She gets out a stack of purple paper and starts writing her name on it over and over again with what looks like her phone number.  Her name had an "i" in it, and she put hearts above the "i" in her name.  So I ask, "What are you doing?"

She tells me that she's making her info ahead of time to pass out to guys that she thinks are cute at the party.  It was one of those moments where I do the nose and forehead simultaneous scrunched up thing that I do - when I'm so amazed by someone that I can't even hide it.  She tells me I need to do the same thing.  More scrunched up-ness by me.  "But I already have a boyfriend."  Her genius response: "But these are BASKETBALL PLAYERS."

I wanted to say: "If they were REAL basketball players, they'd be at UW or, you know, a school that's known for, you know, basketball.  This is community college."  I refrained though.

We go to the party.  I think she's cool because she has a car.  I just turned 16 and didn't even take my driving test yet.  As you might expect, at the party there's a keg and late teen/early 20s tall guys running around and acting like idiots.  Let's not forget the small clusters of girls who are trying to look nonchalant as they pretend to talk to each other while they spy on their chosen guy guzzle beer directly from the keg or nitpick the clothes of another girl.  I just want to go home and read a book, talk to my boyfriend, wash my hair, watch paint dry - the options of what I'd prefer to do are actually endless. 
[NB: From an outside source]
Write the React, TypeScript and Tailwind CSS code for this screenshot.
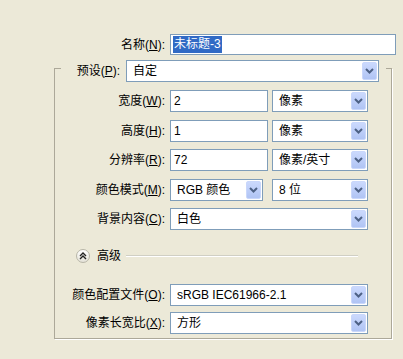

More mingling between the genders happens as the night goes on.  Personally I think it took so long because the guys had to get drunk enough to have the courage to say anything to the girls.  For some crazy reason, I got a lot of traffic, as in lots of guys came over to me and introduced themselves and tried to make conversation.  I think it was because I was the novelty.  They already knew all the other girls. 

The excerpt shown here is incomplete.